A stark example of how far the Bangladeshi state has “gone beyond the culturally specific limits on the use of violence” – a new kind of state violence — by the ruling elites (Bangladesh under the rule of its military strongmen of the past would appear to be a picnic) was the September 14 judicial pronouncement that sentenced two human rights activists who had sought to document instances of “enforced disappearances” between 2014 and beyond.
The duo were able to document only about 65 cases of “enforced disappearances” when the popular belief is that the real number of Bangladeshis who remain untraced — presumed dead — could be in the hundreds, if not thousands. Since 2014, violence in Bangladesh has become total, a “daily sign of the omnipotence of a state that obey(s) no logic beyond its own”. It is this singularly fearsome image of the state that has served to have greater effect than the use of large scale physical violence. What has loomed over Bangladesh in the last nine years is a “climate of terror”.
Over the years, the perverse strength of the ruling Awami League ingeneral and the accumulated power of the chief executive or chief of the state (Sheikh Hasina) in particular, did not stem from the “outright annihilation of the traditional institutions and apparatuses” but in their progressive “taming”, “domestication” and finally subjugation. This task, certainly not easy, has been at the humongous expense of the shattering of all or most of Bangladesh’s fragile institutions, including the military and the clergy. The result has been a “swallowing” of the state by the executive.
It must, however, be admitted that in Bangladesh today the state functions as a consequence of a degree of distribution of power among a small and seemingly “efficient” clique of Awami Leaguers, bureaucrats and co-opted businessmen. As with most South Asian countries, the Bangladeshi state is not delinked from corruption. Indeed, over the last two terms of the Sheikh Hasina regime it has not been so much the “admittedly high degree of administrative corruption…but the total disappearance of (the) ethical veneer”. This is reminiscent of Duvalierist Haiti where “corruption became the very foundation of the administrative machine, its only raison d’etre. One entered the state apparatus only to benefit from it, for there was no pretense about doing anything else. Corruption became politically effective as never before; it guaranteed the unconditional endorsement of the regime’s supporters”, as Trouillot writes. In Bangladesh today, there has been a near-complete collapse of even an “ethical facade”, if there ever was one.

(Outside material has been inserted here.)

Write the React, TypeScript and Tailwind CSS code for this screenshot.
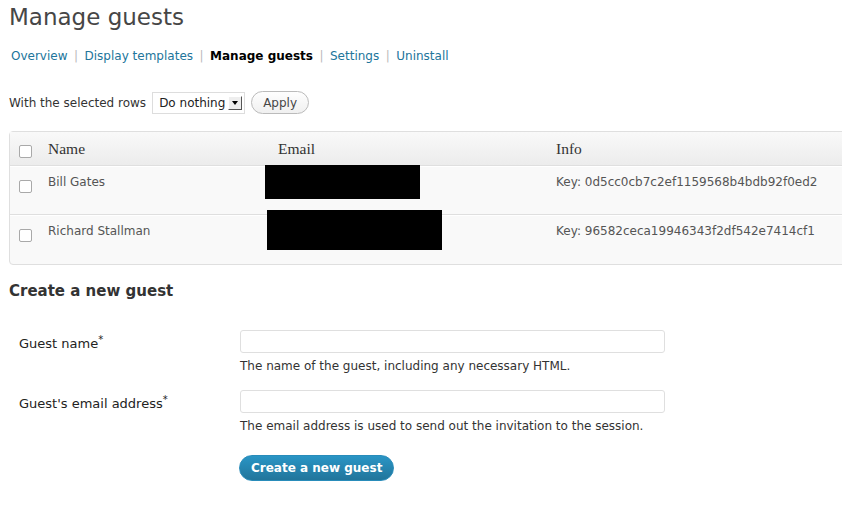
import React from 'react'

const sans = "font-['DejaVu_Sans',sans-serif]"
const serif = "font-['Liberation_Serif','DejaVu_Serif',serif]"

const guests = [
  { name: 'Bill Gates', key: '0d5cc0cb7c2ef1159568b4bdb92f0ed2' },
  { name: 'Richard Stallman', key: '96582ceca19946343f2df542e7414cf1' },
]

function Checkbox() {
  return <span className="block w-[13px] h-[13px] rounded-[2px] border border-[#a9a9a9] bg-white" />
}

function Sep() {
  return <span className="text-[#bbb] px-[6px] mx-[0.5px]">|</span>
}

export default function App() {
  return (
    <div className={`w-[842px] h-[507px] overflow-hidden bg-white ${sans} text-[#333]`}>
      <div className="pl-[9px]">
        <h2 className="text-[23px] leading-[30px] pt-[2px] text-[#464646] font-normal">Manage guests</h2>

        {/* Sub navigation */}
        <div className="mt-[16px] flex items-center text-[12px] leading-[16px] pl-[2px]">
          <a className="text-[#21759b]">Overview</a>
          <Sep />
          <a className="text-[#21759b]">Display templates</a>
          <Sep />
          <span className="font-bold text-black">Manage guests</span>
          <Sep />
          <a className="text-[#21759b]">Settings</a>
          <Sep />
          <a className="text-[#21759b]">Uninstall</a>
        </div>

        {/* Bulk actions */}
        <div className="mt-[27px] flex items-center text-[12px] text-[#333]">
          <span>With the selected rows</span>
          <div className="ml-[6px] h-[22px] w-[93px] border border-[#ddd] bg-white flex items-center pl-[6px] pr-[2px]">
            <span className="flex-1 text-[#222]">Do nothing</span>
            <span className="w-[14px] h-[14px] bg-[#eee] border-t border-l border-white border-r border-b border-r-[#555] border-b-[#555] flex items-center justify-center">
              <span className="block w-0 h-0 border-l-[3px] border-r-[3px] border-t-[4px] border-l-transparent border-r-transparent border-t-black" />
            </span>
          </div>
          <button className="ml-[6px] h-[23px] px-[11px] rounded-full border border-[#bbb] bg-[linear-gradient(to_bottom,#fefefe,#f0f0f0)] text-[#464646] text-[12px]">
            Apply
          </button>
        </div>

        {/* Guests table */}
        <div className="relative mt-[17px] w-[860px] border border-[#dfdfdf] rounded-l-[4px] bg-[#f9f9f9]">
          <div className="flex h-[34px] items-center bg-[linear-gradient(to_bottom,#f9f9f9,#ececec)] border-b border-[#dfdfdf]">
            <div className="w-[31px] pl-[9px] pt-[5px]"><Checkbox /></div>
            <div className={`w-[230px] pl-[7px] text-[15.5px] text-[#333] ${serif}`}>Name</div>
            <div className={`w-[278px] pl-[7px] text-[15.5px] text-[#333] ${serif}`}>Email</div>
            <div className={`flex-1 pl-[7px] text-[15.5px] text-[#333] ${serif}`}>Info</div>
          </div>
          {guests.map((g, i) => (
            <div key={g.name} className={`flex h-[49px] items-start pt-[6px] border-t border-white ${i === 0 ? 'border-b border-b-[#dfdfdf]' : ''}`}>
              <div className="w-[31px] pl-[9px] pt-[7px]"><Checkbox /></div>
              <div className="w-[230px] pl-[7px] text-[12px] text-[#555]">{g.name}</div>
              <div className="w-[278px]" />
              <div className="flex-1 pl-[7px] text-[12px] text-[#555]">Key: {g.key}</div>
            </div>
          ))}
          {/* redaction boxes over the emails */}
          <div className="absolute left-[255px] top-[33px] w-[155px] h-[34px] bg-black" />
          <div className="absolute left-[257px] top-[78px] w-[175px] h-[40px] bg-black" />
        </div>

        {/* Create form */}
        <h3 className="mt-[16px] text-[15px] font-bold text-[#333] leading-[20px]">Create a new guest</h3>

        <div className="mt-[29px] flex flex-col gap-[15px]">
          <div className="flex">
            <div className="w-[231px] pl-[10px] pt-[4px] text-[13px] text-[#222]">
              Guest name<span className="relative -top-[5px] text-[10px]">*</span>
            </div>
            <div className="flex flex-col">
              <div className="w-[425px] h-[23px] border border-[#dfdfdf] rounded-[3px] bg-white" />
              <p className="mt-[4px] text-[12px] text-[#333]">The name of the guest, including any necessary HTML.</p>
            </div>
          </div>
          <div className="flex">
            <div className="w-[231px] pl-[10px] pt-[4px] text-[13px] text-[#222]">
              Guest's email address<span className="relative -top-[5px] text-[10px]">*</span>
            </div>
            <div className="flex flex-col">
              <div className="w-[425px] h-[23px] border border-[#dfdfdf] rounded-[3px] bg-white" />
              <p className="mt-[4px] text-[12px] text-[#333]">The email address is used to send out the invitation to the session.</p>
            </div>
          </div>
        </div>

        <div className="mt-[20px] pl-[230px]">
          <button className="h-[26px] px-[11px] rounded-full border border-[#298cba] bg-[linear-gradient(to_bottom,#2a95c5,#21759b)] text-white font-bold text-[12px]">
            Create a new guest
          </button>
        </div>
      </div>
    </div>
  )
}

And as Bangladeshis as a nation find themselves at a critical juncture in their quest for democracy — it could be a road to deliverance or plunging into an abyss — the only glimmer of hope that they see is the degree of pressure that the Western powers can exert on the Bangladeshi state to submit to the will of the people and call for a truly free, fair, participatory and inclusive election. But much also depends on the country’s fractured polity and an already sclerotic economy that could collapse over the next one month or so and unleash forces beyond the control ofthe state. There is time yet for the Awami League to pull Bangladesh back from the abyss. But will it?